Dans son livre « Histoire de l’Afrique du Nord", Charles André Julien écrit : «les fouilles opérées à Ala Miliara (Benian), en 1898, nous permettent d’évoquer les rencontres sanglantes entre hérétiques et orthodoxes dans la Maurétanie occidentale où le donatisme restait puissant. Elles mirent à jour les caveaux de plusieurs dignitaires de la secte, notamment celui de la religieuse Robba, qui, pour avoir succombé, en 434, sous les coups des traditeurs mérita la palme de martyre et l’érection d’une basilique».

Aujourd’hui encore, la population appelle le monticule d’une centaine de mètres de hauteur dans la plaine de Sfisef ou se trouve cette basilique Djebel Lalla Robba. Et de nombreuses légendes sont racontées à ce sujet, faisant de cet endroit un lieu de pèlerinage. Le prénom de Robba est encore fréquent chez la gente féminine, et le gouvernement Algérien tarde à lui rendre hommage de manière officielle et digne de cette grande dame qui figure parmi les grandes héroïnes de notre histoire antique. La ministre de la Culture avait promis en 1989 de constituer une équipe spéciale chargée de préparer le classement de cette basilique comme Patrimoine National, mais rien ne semble avoir été fait depuis. Robba reste encore aujourd’hui, selon nos connaissances, la première résistante Berbère de l’Antiquité.
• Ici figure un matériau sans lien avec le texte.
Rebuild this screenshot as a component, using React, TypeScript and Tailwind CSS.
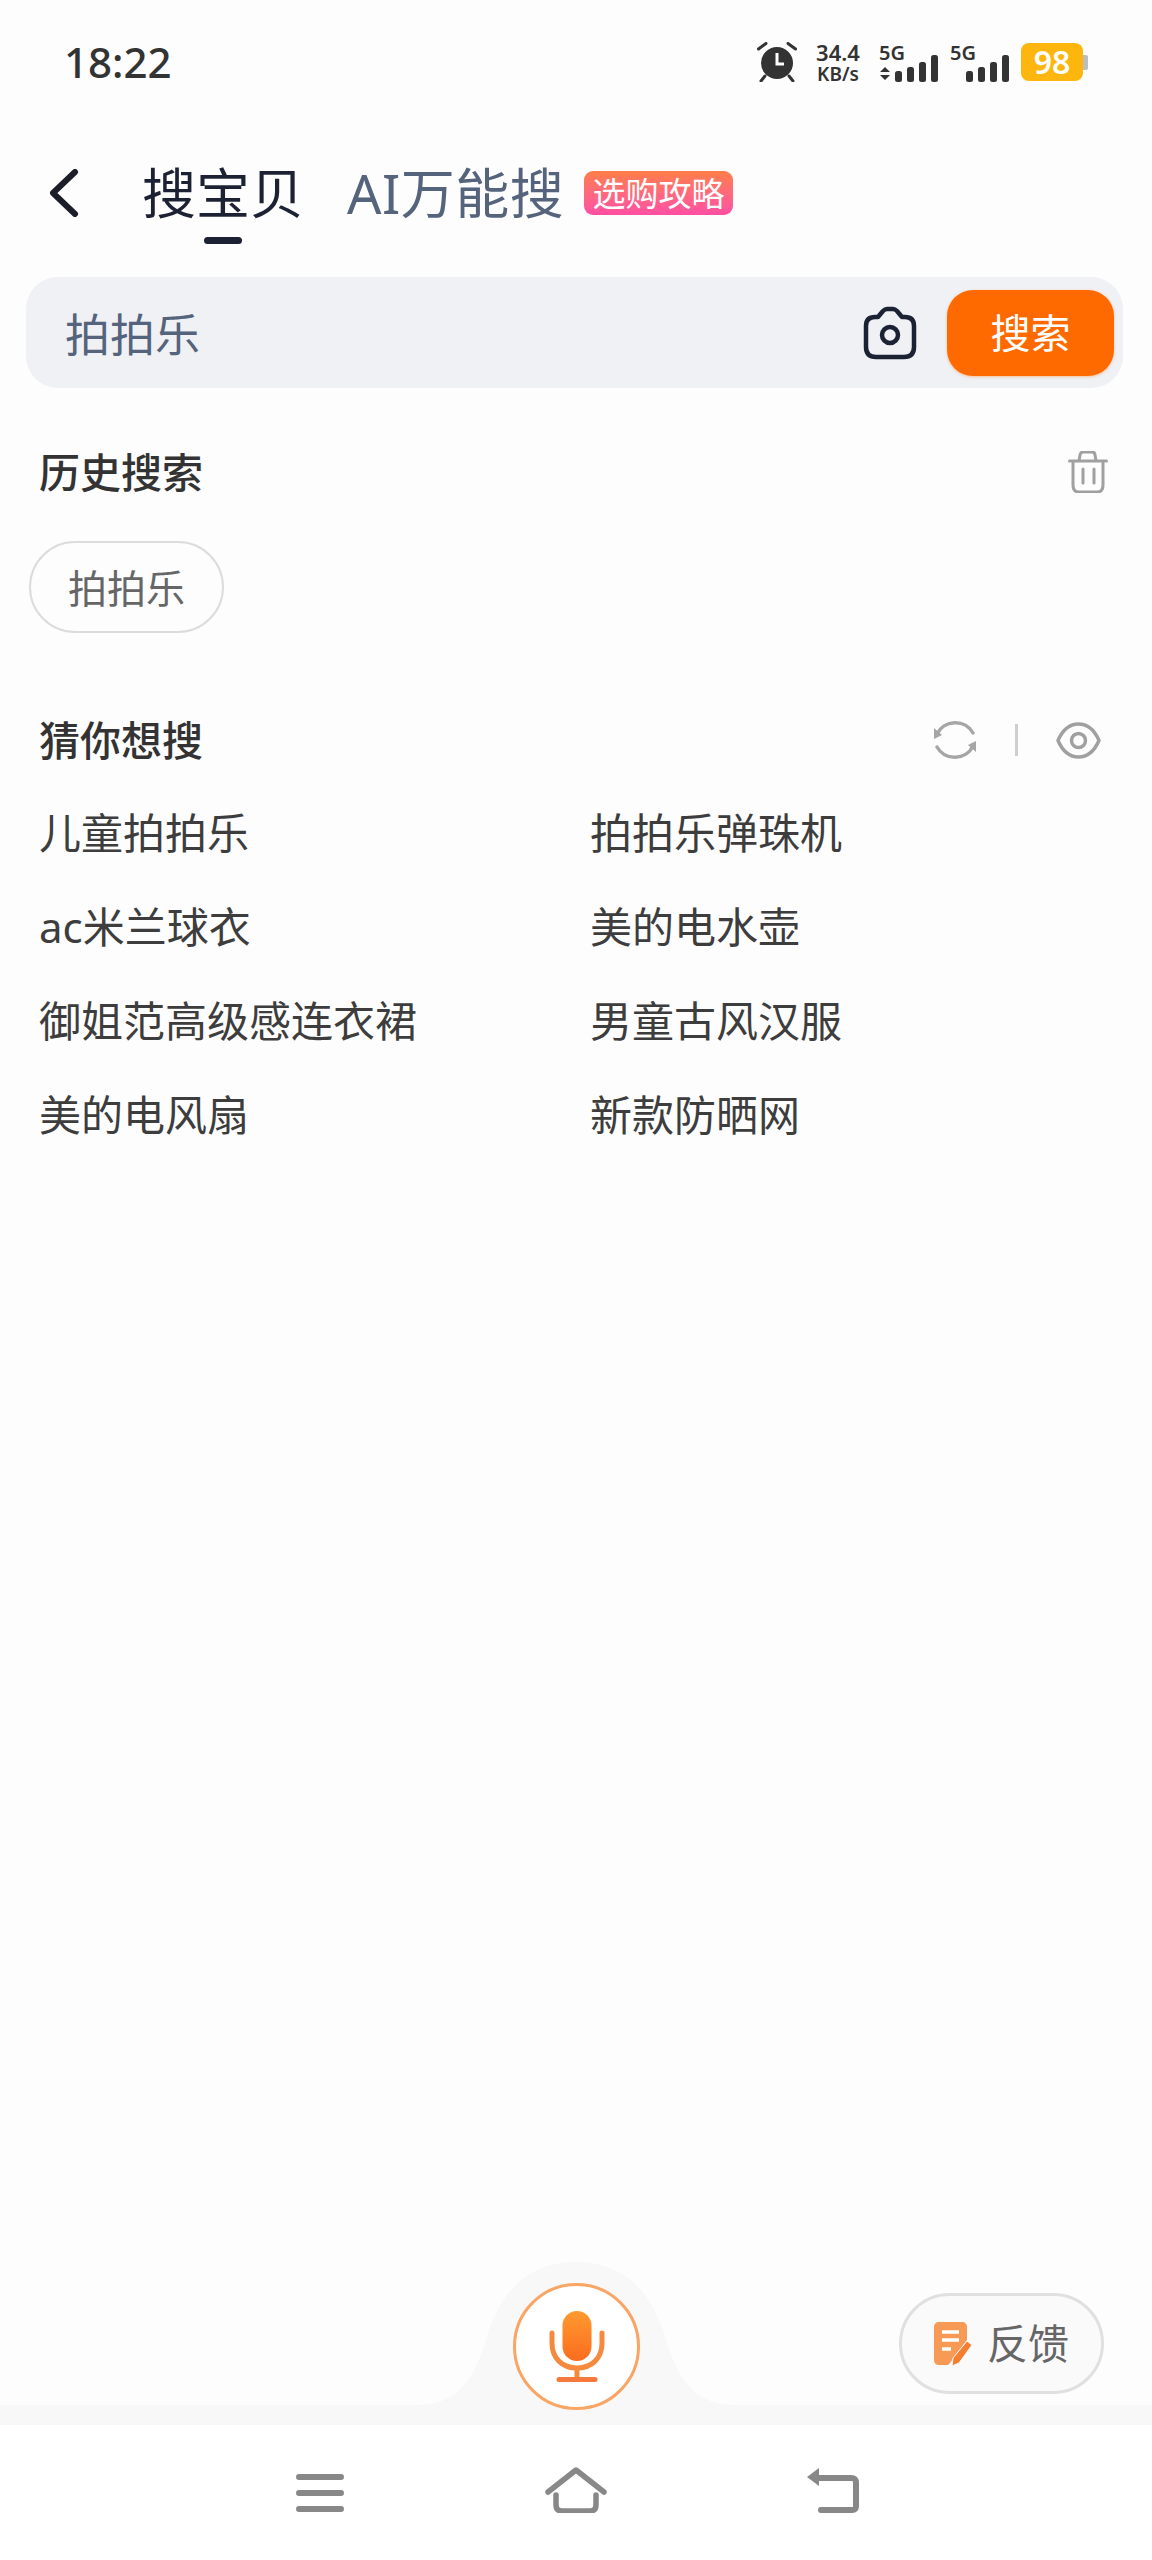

L’histoire Chrétienne de l’Afrique du Nord dans son ensemble, reste totalement inconnue dans nos contrées. Si ses enfants ne s’en occupent pas, personne ne le fera, sinon ceux qui en ont compris l’importance et qui voudront se l’approprier. Si ces dernières années on a déterré l’histoire de Saint Augustin, il n’en demeure pas moins que l’histoire Chrétienne de cette région a duré six siècles et a produit d’immenses talents qui ont été utilisés par les Occidentaux pour bâtir et développer leur civilisation. Nos gouvernants quant à eux, les regardent avec mépris.